Sonnet Writ in Trivial Pain at Easter
After great Pain, a formal Feeling comes – Emily Dickinson
He moans and groans at merest scars and slights
Who never felt the wound of love for real
Uncomprehending he, doth read of wights
Of old, when suffering meant verily “to feel”.
He whose Cross was redounded to our gain
Did suffer birth and joy at life’s own table
As also in Gesthamen garden pain
Himself to turn from the Cross unable…
For ’twas then that men, and women too
Had to endure so much more than us
Had to suck it up more than we do
And could not kick up much if any fuss.
But He did not like it any more than we:
Golgotha is Golgotha in any old key.
Chris Ayres is a British journalist who’s becoming a good writer for he learns as I do, from Folly. In War Reporting for Cowards Ayres describes his terror during a mercifully brief tenure as a war correspondent in Iraq with an honesty and modesty worthy of Harry Flashman.

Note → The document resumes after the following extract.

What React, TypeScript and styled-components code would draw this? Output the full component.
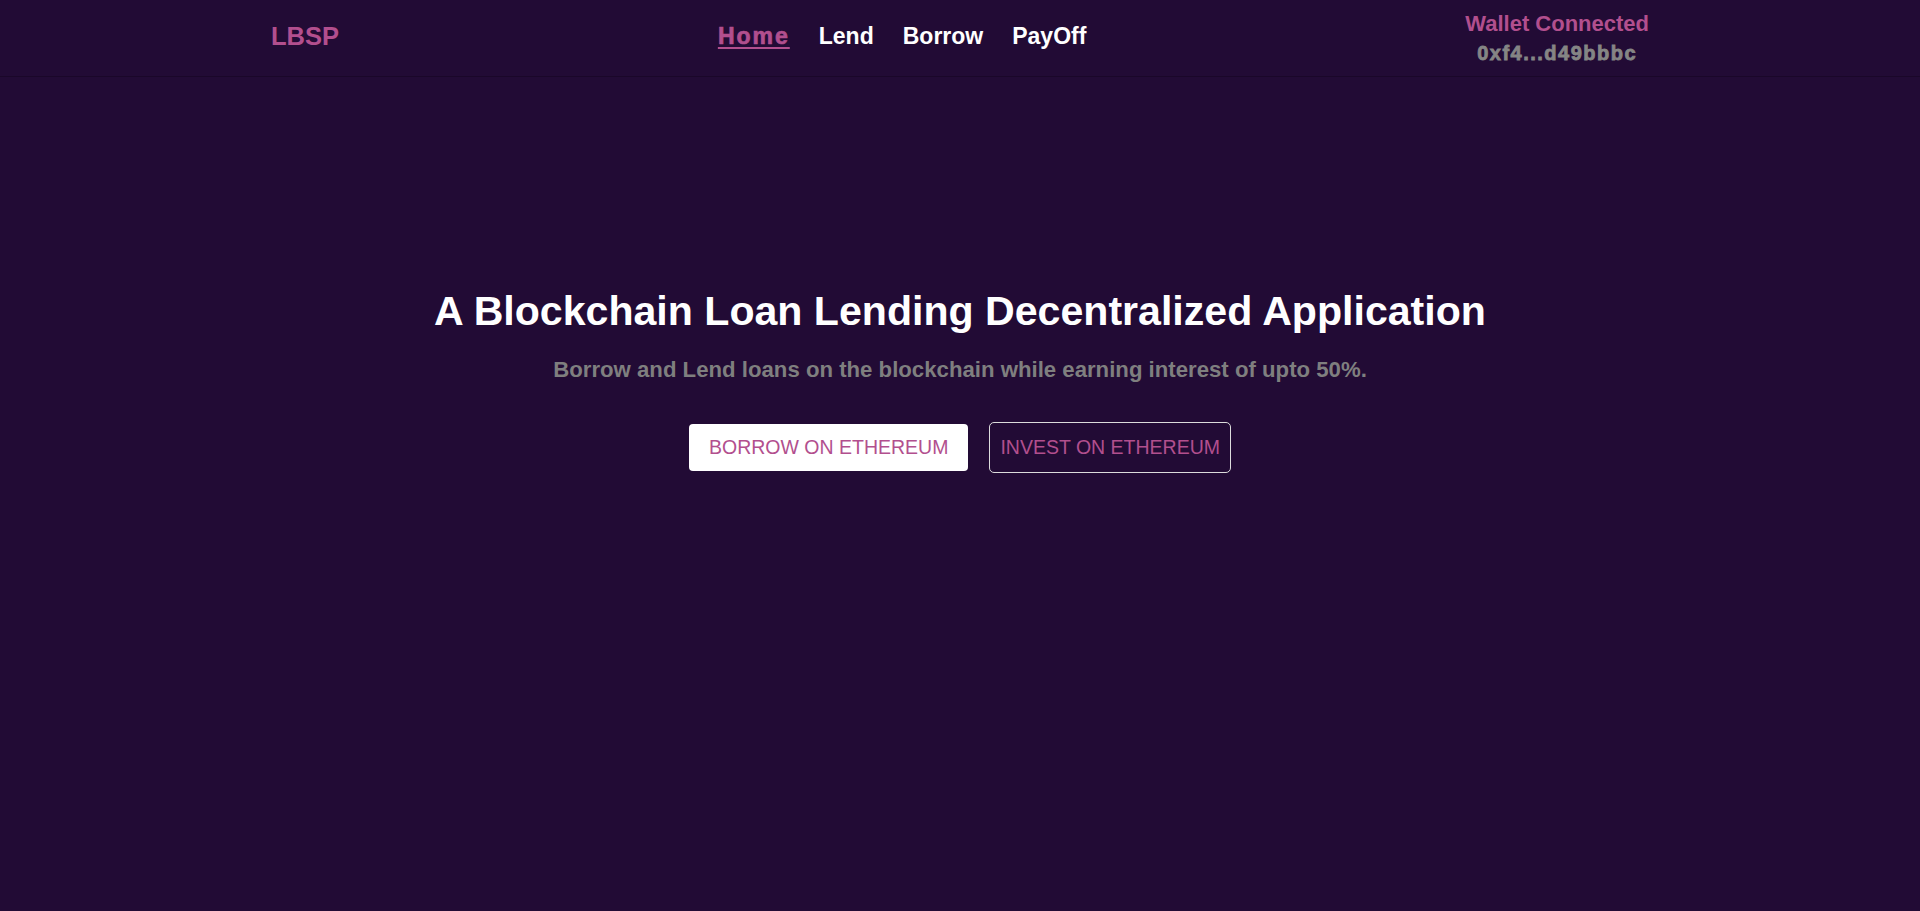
import React from "react";
import styled, { createGlobalStyle } from "styled-components";

const PINK = "#b24f8e";
const BG = "#220b35";

const GlobalStyle = createGlobalStyle`
  html, body {
    margin: 0;
    padding: 0;
    background: ${BG};
    font-family: "Liberation Sans", Arial, sans-serif;
  }
  * { box-sizing: border-box; }
`;

const Page = styled.div`
  min-height: 911px;
  background: ${BG};
  display: flex;
  flex-direction: column;
`;

const Header = styled.header`
  height: 77px;
  border-bottom: 1px solid #1a0729;
  padding-bottom: 4px;
  display: flex;
`;

const HeaderInner = styled.div`
  width: 1378px;
  margin: 0 auto;
  display: flex;
  align-items: center;
  justify-content: space-between;
`;

const Logo = styled.div`
  font-size: 25.5px;
  font-weight: 700;
  color: ${PINK};
  margin-top: 1px;
`;

const Nav = styled.nav`
  display: flex;
  align-items: center;
  gap: 29px;
`;

const NavLink = styled.a<{ $active?: boolean }>`
  font-size: 23px;
  font-weight: 700;
  color: ${(p) => (p.$active ? PINK : "#ffffff")};
  text-decoration: ${(p) => (p.$active ? "underline" : "none")};
  text-decoration-thickness: 2px;
  text-underline-offset: 3px;
  letter-spacing: ${(p) => (p.$active ? "2px" : "0")};
  -webkit-text-stroke: ${(p) => (p.$active ? `0.7px ${PINK}` : "0")};
  cursor: pointer;
`;

const Wallet = styled.div`
  display: flex;
  flex-direction: column;
  align-items: center;
  gap: 5px;
  margin-top: 4px;
`;

const WalletLabel = styled.div`
  font-size: 22px;
  font-weight: 700;
  color: ${PINK};
`;

const WalletAddress = styled.div`
  font-size: 20px;
  font-weight: 700;
  color: #858585;
  letter-spacing: 1.5px;
  -webkit-text-stroke: 0.8px #858585;
`;

const Hero = styled.main`
  display: flex;
  flex-direction: column;
  align-items: center;
  padding-top: 211px;
`;

const Title = styled.h1`
  margin: 0;
  font-size: 41.1px;
  font-weight: 700;
  color: #ffffff;
`;

const Subtitle = styled.p`
  margin: 22px 0 0;
  font-size: 22.2px;
  font-weight: 700;
  color: #7f7f7f;
`;

const ButtonRow = styled.div`
  margin-top: 39px;
  display: flex;
  align-items: center;
  gap: 21px;
`;

const Button = styled.button<{ $variant: "solid" | "outline" }>`
  font-family: "Liberation Sans", Arial, sans-serif;
  font-size: 19.5px;
  font-weight: 400;
  color: ${PINK};
  cursor: pointer;
  display: flex;
  align-items: center;
  background: ${(p) => (p.$variant === "solid" ? "#ffffff" : "transparent")};
  border: ${(p) => (p.$variant === "solid" ? "none" : "1px solid #dcdcdc")};
  border-radius: ${(p) => (p.$variant === "solid" ? "4px" : "5px")};
  height: ${(p) => (p.$variant === "solid" ? "47px" : "51px")};
  padding: ${(p) => (p.$variant === "solid" ? "0 20px" : "0 10px")};
`;

export default function App() {
  return (
    <Page>
      <GlobalStyle />
      <Header>
        <HeaderInner>
          <Logo>LBSP</Logo>
          <Nav>
            <NavLink $active>Home</NavLink>
            <NavLink>Lend</NavLink>
            <NavLink>Borrow</NavLink>
            <NavLink>PayOff</NavLink>
          </Nav>
          <Wallet>
            <WalletLabel>Wallet Connected</WalletLabel>
            <WalletAddress>0xf4...d49bbbc</WalletAddress>
          </Wallet>
        </HeaderInner>
      </Header>
      <Hero>
        <Title>A Blockchain Loan Lending Decentralized Application</Title>
        <Subtitle>
          Borrow and Lend loans on the blockchain while earning interest of upto 50%.
        </Subtitle>
        <ButtonRow>
          <Button $variant="solid">BORROW ON ETHEREUM</Button>
          <Button $variant="outline">INVEST ON ETHEREUM</Button>
        </ButtonRow>
      </Hero>
    </Page>
  );
}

In Death by Leisure, Ayres continues the saga into the 2005 boom and Los Angeles where he spent money he did not have. In a moment of clarity he remembers that his grandfather, a British soldier in a Polish POW camp for most of the War, came home only to be tossed in a tuberculosis ward for back then TB was a dread disease.
In Britain’s rationing you received as a single, older man like me one tinned slice of Spam per week. It was the size of a cell phone. Cigarettes were relatively cheap and they quelled hunger pangs (as they did for me when I was a student in the 1960s) by making you a little sick all the time.
But I insist on being able to run five miles at the age of 62 when in Britain of Ayres’ grandfather’s time, older men did not run save for the Clapham Omnibus, and, when they did run to catch the latter, they wheezed for fifteen minutes.
I cannot run owing to a back injury and this would make me impossible to live with as I moan and groan. But drawing and writing poetry alleviates this pain.
Our fathers and grandfathers did intend we should live more comfortable lives, for to paraphrase myself, they did die in April that we could live in May. And running has been very good to me. I am swimming only this week for I live near two beaches as a most fortunate man who has little money but some of the luck of the Irish.
Edward G. Nilges, “Ka Yan is young and her patronym is unknown! But even when she merely teaches maths and English, KaYan graciously admonishes, wise beyond wise!”, pencil on prelined notebook paper 9 April 2012.
All I know at this point about this drawing which came to me on the ferry is that when I drew it my back pain went completely away.